At Wyseminds, we’ve been offering our Lift-Off programme completely for free. You heard it right: free. Ziltch. Nada. Not because we’re crazy. But, because we want to give all women entrepreneurs the chance to have a taste of what purpose-led growth might look like for them – and, importantly, let them understand that it’s tangible, within their reach and extremely exciting.
We also want to make sure we’re the right fit; if people are going to embark on the Wyseway, they want to try before they buy and we want to make sure we’re the right experts to transform their businesses. It’s a two-way street. However, this has got me thinking about whether people don’t value free things anymore.
Is ‘reassuringly expensive’ a more powerful proposition?
In the 1980s, Belgian lager brand Stella Artois ran a campaign with the (oxymoron) tagline ‘reassuringly expensive’. The underlying message was clear: our beer may cost more, but that’s because it’s a cut above the competition. A lot of fine craftsmanship has gone into it – and so you’re essentially drinking liquid luxury. Interestingly, it’s alleged that the British advertising agent wasn’t convinced by the copywriter’s tagline initially; the public, however, went on to love it. Did Stella Artois lager actually taste far superior to competitor brands? Unlikely, I would argue. But perception certainly seemed to win over reality – and for quite a long stretch of time. The beer brand dropped the slogan in 2007 – due to associations with aggression and binge-drinking in the United Kingdom.
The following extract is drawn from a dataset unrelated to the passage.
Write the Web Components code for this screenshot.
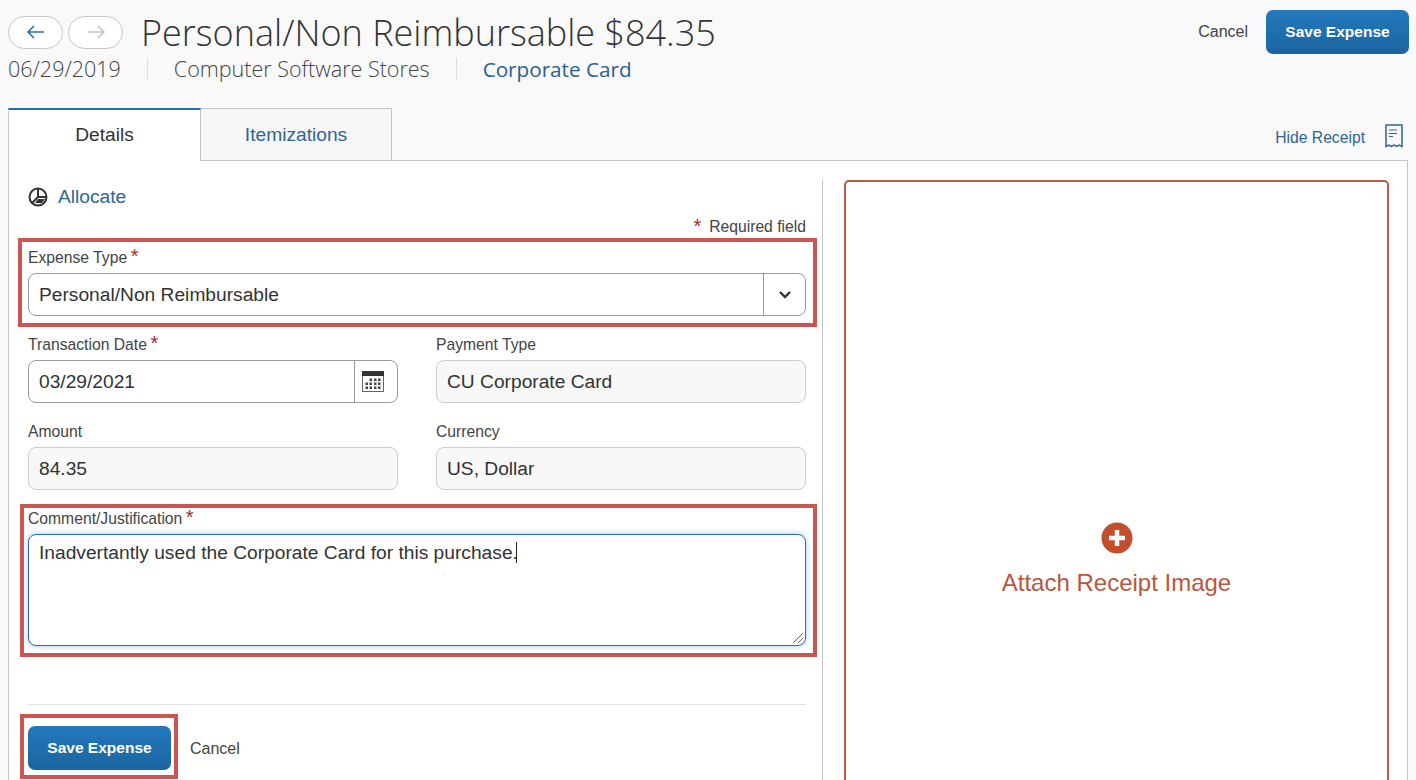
<!DOCTYPE html>
<html lang="en">
<head>
<meta charset="utf-8">
<title>Personal/Non Reimbursable</title>
<style>
  html, body { margin: 0; height: 780px; overflow: hidden; background: #f9f9f9; }
  body { font-family: "Liberation Sans", Arial, sans-serif; color: #333; }
</style>
</head>
<body>
<expense-page></expense-page>

<template id="save-btn-tpl">
  <style>
    :host { display: inline-flex; }
    button {
      width: 143px; height: 44px; border: 0; border-radius: 7px; padding: 0;
      background: linear-gradient(#2478bd, #1b659f);
      color: #fff; font: bold 15.5px "Liberation Sans", Arial, sans-serif;
    }
  </style>
  <button><slot></slot></button>
</template>

<template id="form-field-tpl">
  <style>
    :host { display: block; }
    label { display: block; height: 20px; padding-top: 1px; margin-bottom: 5px; font-size: 15.7px; line-height: 20px; color: #444; white-space: nowrap; }
    .req { color: #b0262e; font-size: 20px; line-height: 14px; margin-left: 3.5px; }
    .box {
      display: flex; height: 41px; border: 1px solid #999; border-radius: 8px;
      background: #fff; font-size: 19.2px; color: #333; overflow: hidden;
    }
    .value { flex: 1; padding-left: 10px; line-height: 41px; white-space: nowrap; }
    ::slotted([slot=addon]) { width: 42px; border-left: 1px solid #999; display: flex; align-items: center; justify-content: center; }
    :host([readonly]) .box { background: #f8f8f8; border-color: #ccc; }
  </style>
  <label><span id="text"></span><span class="req" id="req">*</span></label>
  <div class="box">
    <div class="value"><slot></slot></div>
    <slot name="addon"></slot>
  </div>
</template>

<template id="call-out-tpl">
  <style>
    :host { display: block; position: relative; }
    .mark {
      position: absolute; box-sizing: border-box; pointer-events: none;
      border: 4px solid #cc5552;
      top: var(--t, 0); right: var(--r, 0); bottom: var(--b, 0); left: var(--l, 0);
    }
  </style>
  <slot></slot>
  <div class="mark"></div>
</template>

<script>
  const icons = {
    left: '<svg width="20" height="14" viewBox="0 0 20 14" fill="none" stroke="#2b6ca3" stroke-width="1.5"><path d="M18 7H2M8 1 2 7l6 6"/></svg>',
    right: '<svg width="20" height="14" viewBox="0 0 20 14" fill="none" stroke="#c4c4c4" stroke-width="1.5"><path d="M2 7h16M12 1l6 6-6 6"/></svg>',
    pie: '<svg width="20" height="20" viewBox="0 0 20 20" fill="none" stroke="#333" stroke-width="2"><circle cx="10" cy="10" r="8.5"/><path d="M10 2v8H18M10 10l-6 6"/><path d="M10 12h7l-3 4H7z" fill="#333" stroke="none"/></svg>',
    receipt: '<svg width="18" height="24" viewBox="0 0 18 24" fill="none" stroke="#2f6594" stroke-width="1.5"><path d="M1 1h16v21.500l-2.700-1.500-2.600 1.500-2.700-1.500-2.700 1.500-2.600-1.500L1 22.500z"/><path d="M4 6h8M4 9.500h8M4 12.500h4" stroke-width="1.200"/></svg>',
    chevron: '<svg width="14" height="10" viewBox="0 0 14 10" fill="none" stroke="#333" stroke-width="2.400"><path d="m2 2 5 5 5-5"/></svg>',
    calendar: '<svg width="22" height="21" viewBox="0 0 22 21" style="margin-right:6px"><rect x=".5" y=".5" width="21" height="20" fill="#fff" stroke="#666"/><rect width="22" height="5" fill="#333"/><path d="M7.500 7.500H10V10H7.500zM12 7.500h2.500V10H12zM16 7.500h2.500V10H16zM3.500 11.500H6V14H3.500zM7.500 11.500H10V14H7.500zM12 11.500h2.500V14H12zM16 11.500h2.500V14H16zM3.500 15.500H6V18H3.500zM7.500 15.500H10V18H7.500zM12 15.500h2.500V18H12zM16 15.500h2.500V18H16z" fill="#444"/></svg>',
    plus: '<svg width="32" height="32" viewBox="0 0 32 32"><circle cx="16" cy="16" r="15.500" fill="#c14f2b"/><path d="M16 8v16M8 16h16" stroke="#fff" stroke-width="4.500"/></svg>'
  };

  class SaveBtn extends HTMLElement {
    constructor() {
      super();
      this.attachShadow({ mode: 'open' });
      this.shadowRoot.appendChild(document.getElementById('save-btn-tpl').content.cloneNode(true));
    }
  }
  customElements.define('save-btn', SaveBtn);

  class FormField extends HTMLElement {
    constructor() {
      super();
      this.attachShadow({ mode: 'open' });
      this.shadowRoot.appendChild(document.getElementById('form-field-tpl').content.cloneNode(true));
    }

    connectedCallback() {
      this.shadowRoot.getElementById('text').textContent = this.getAttribute('label');
      if (!this.hasAttribute('required')) {
        this.shadowRoot.getElementById('req').remove();
      }
    }
  }
  customElements.define('form-field', FormField);

  class CallOut extends HTMLElement {
    constructor() {
      super();
      this.attachShadow({ mode: 'open' });
      this.shadowRoot.appendChild(document.getElementById('call-out-tpl').content.cloneNode(true));
    }
  }
  customElements.define('call-out', CallOut);

  class ExpenseHeader extends HTMLElement {
    constructor() {
      super();
      this.attachShadow({ mode: 'open' });
      this.shadowRoot.innerHTML = `
        <style>
          :host { display: flex; justify-content: space-between; height: 108px; padding: 0 7px 0 8px; box-sizing: border-box; }
          .top { display: flex; align-items: center; height: 58px; padding-top: 7px; box-sizing: border-box; }
          .nav { display: flex; gap: 5px; margin-right: 18px; margin-top: -1px; }
          .nav span {
            width: 55px; height: 33px; box-sizing: border-box; border: 1px solid #c6c6c6; border-radius: 17px;
            background: #fff; display: flex; align-items: center; justify-content: center;
          }
          h1 { margin: 0; font: 300 36px/40px "Open Sans", sans-serif; color: #333; white-space: nowrap; }
          .sub { display: flex; align-items: center; height: 24px; margin-top: -1px; font: 300 21.5px/24px "Open Sans", sans-serif; color: #444; white-space: nowrap; }
          .sub i { width: 1px; height: 22px; background: #ddd; margin: 0 26px; }
          .sub b { font: 400 20.700px/24px "Open Sans", sans-serif; color: #2b6191; }
          .actions { display: flex; align-items: center; gap: 18px; height: 44px; padding-top: 10px; }
          .cancel { font-size: 16px; color: #444; padding-left: 1px; }
        </style>
        <div>
          <div class="top">
            <div class="nav"><span>${icons.left}</span><span>${icons.right}</span></div>
            <h1>Personal/Non Reimbursable $84.35</h1>
          </div>
          <div class="sub">06/29/2019<i></i>Computer Software Stores<i></i><b>Corporate Card</b></div>
        </div>
        <div class="actions"><span class="cancel">Cancel</span><save-btn>Save Expense</save-btn></div>
      `;
    }
  }
  customElements.define('expense-header', ExpenseHeader);

  class TabBar extends HTMLElement {
    constructor() {
      super();
      this.attachShadow({ mode: 'open' });
      this.shadowRoot.innerHTML = `
        <style>
          :host { display: flex; align-items: flex-end; height: 53px; padding: 0 8px; box-sizing: border-box; position: relative; z-index: 1; }
          .tab {
            height: 53px; box-sizing: border-box; display: flex; align-items: center; justify-content: center;
            font-size: 19.2px;
          }
          .on { width: 193px; padding-bottom: 2px; background: #fff; border: 1px solid #c4c4c4; border-top: 2px solid #2a6ca5; border-bottom: 0; color: #333; }
          .off { width: 191px; background: #f7f7f7; border: 1px solid #c4c4c4; border-left: 0; color: #2f6594; }
          .side { margin-left: auto; display: flex; align-items: center; gap: 20px; height: 52px; padding-right: 5px; font-size: 15.7px; color: #2f6594; }
          .side span { padding-top: 6px; }
          .side svg { margin-top: 2px; }
        </style>
        <div class="tab on">Details</div>
        <div class="tab off">Itemizations</div>
        <div class="side"><span>Hide Receipt</span>${icons.receipt}</div>
      `;
    }
  }
  customElements.define('tab-bar', TabBar);

  class ExpenseForm extends HTMLElement {
    constructor() {
      super();
      this.attachShadow({ mode: 'open' });
      this.shadowRoot.innerHTML = `
        <style>
          :host { display: block; width: 814px; padding: 0 16px 0 19px; box-sizing: border-box; border-right: 1px solid #c4c4c4; }
          .allocate { display: flex; align-items: center; gap: 10px; height: 34px; font-size: 19.2px; color: #2f6594; }
          .required { display: flex; justify-content: flex-end; gap: 8px; height: 21px; margin-top: 2px; font-size: 15.7px; line-height: 21px; color: #444; }
          .required span { color: #b0262e; font-size: 20px; }
          .expense { --t: -9px; --r: -11px; --b: -11px; --l: -10px; margin-top: 10px; }
          .grid { display: grid; grid-template-columns: 370px 370px; column-gap: 38px; row-gap: 18px; margin-top: 18px; }
          .comment { --t: -4px; --r: -11px; --b: -11px; --l: -8px; margin-top: 18px; }
          .comment label { display: block; height: 20px; padding-top: 1px; margin-bottom: 5px; font-size: 15.7px; line-height: 20px; color: #444; }
          .comment label span { color: #b0262e; font-size: 20px; line-height: 14px; margin-left: 3.5px; }
          .area {
            height: 112px; box-sizing: border-box; border: 1px solid #2a6ca5; border-radius: 8px; background: #fff;
            box-shadow: 0 0 6px rgba(60, 140, 210, .45); padding: 6px 10px; font-size: 19.2px; line-height: 24px; color: #333; position: relative;
          }
          .caret { display: inline-block; width: 1px; height: 21px; background: #222; vertical-align: -4px; margin-left: -2px; }
          .grip { position: absolute; right: 1px; bottom: 1px; }
          .foot { display: flex; align-items: center; gap: 19px; margin-top: 58px; padding-top: 21px; border-top: 1px solid #e2e2e2; font-size: 16px; color: #444; }
          .foot > span { padding-top: 1px; }
          .save { --t: -12px; --r: -7px; --b: -9px; --l: -8px; }
        </style>
        <div class="allocate">${icons.pie}<span>Allocate</span></div>
        <div class="required"><span>*</span>Required field</div>
        <call-out class="expense">
          <form-field label="Expense Type" required>Personal/Non Reimbursable<span slot="addon" style="width:41px">${icons.chevron}</span></form-field>
        </call-out>
        <div class="grid">
          <form-field label="Transaction Date" required>03/29/2021<span slot="addon">${icons.calendar}</span></form-field>
          <form-field label="Payment Type" readonly>CU Corporate Card</form-field>
          <form-field label="Amount" readonly>84.35</form-field>
          <form-field label="Currency" readonly>US, Dollar</form-field>
        </div>
        <call-out class="comment">
          <label>Comment/Justification<span>*</span></label>
          <div class="area">Inadvertantly used the Corporate Card for this purchase.<span class="caret"></span>
            <svg class="grip" width="12" height="12" viewBox="0 0 12 12" stroke="#666" fill="none"><path d="M1 11 11 1M6 11l5-5"/></svg>
          </div>
        </call-out>
        <div class="foot">
          <call-out class="save"><save-btn>Save Expense</save-btn></call-out>
          <span>Cancel</span>
        </div>
      `;
    }
  }
  customElements.define('expense-form', ExpenseForm);

  class ReceiptDrop extends HTMLElement {
    constructor() {
      super();
      this.attachShadow({ mode: 'open' });
      this.shadowRoot.innerHTML = `
        <style>
          :host {
            display: flex; flex-direction: column; align-items: center; justify-content: center; gap: 15px;
            width: 545px; height: 720px; box-sizing: border-box; margin-left: 21px; padding-top: 39px;
            border: 2px solid #bc5a42; border-radius: 5px; color: #b9563c; font-size: 24px;
          }
          svg { display: block; }
        </style>
        ${icons.plus}
        <span>Attach Receipt Image</span>
      `;
    }
  }
  customElements.define('receipt-drop', ReceiptDrop);

  class ExpensePage extends HTMLElement {
    constructor() {
      super();
      this.attachShadow({ mode: 'open' });
      this.shadowRoot.innerHTML = `
        <style>
          :host { display: block; height: 780px; overflow: hidden; }
          .panel {
            display: flex; margin: -1px 8px 0; padding-top: 19px; height: 700px;
            background: #fff; border: 1px solid #c4c4c4; box-sizing: border-box;
          }
        </style>
        <expense-header></expense-header>
        <tab-bar></tab-bar>
        <div class="panel">
          <expense-form></expense-form>
          <receipt-drop></receipt-drop>
        </div>
      `;
    }
  }
  customElements.define('expense-page', ExpensePage);
</script>
</body>
</html>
But, that’s another story altogether!
Investing in your self-worth
If oysters, caviar and truffles are your thing, do you love them just because of the taste? I bet the cost and air of indulgence also goes a long way in fulfilling your enjoyment. It’s a treat that you deserve. You’re investing in yourself and your self-worth, essentially. If we think we are drinking a 230 euro 1977 Chateau Musar, does it taste better than the bottle you’re actually drinking that costs just 25 euros? Probably. And I am guilty of this too. I’m certainly not judging.
Reward & motivation
In 2017, INSEAD researchers conducted a study of exactly this: how much consumers’ enjoyment of wine is influenced by cost. Participants were hooked up to an MRI scanner while they tasted wine – but were given different pricing information. You guessed it: brain activity measured by the MRI scanner showed that the part of the brain associated with reward and motivation, which directly affects the taste experience, showed increased activity with higher prices.
The placebo effect
Far from greed or entitlement, there’s a reason for all this. It’s called the marketing placebo effect. The placebo phenomenon occurs when the brain expects a material outcome based on a belief and then physically manifests symptoms of that belief that don’t actually exist. According to Professor Weber, the then Acting Director of the Center for Economics and Neuroscience (CENs) at the University of Bonn: “The exciting question is now whether it is possible to train the reward system to make it less receptive to such placebo marketing effects.”
Back to Wyseminds, and I’ve been wondering where this leaves our Lift-Off Programme. I’ve been considering changing tack and charging for it for the first time. However, it is a gimmick. And not one that aligns with my purpose. My values are as strong as the day I founded Wyseminds and I am sticking to my guns. I want to demonstrate to female entrepreneurs that growth is simpler than you think. I prefer the tagline ‘reassuringly inexpensive’.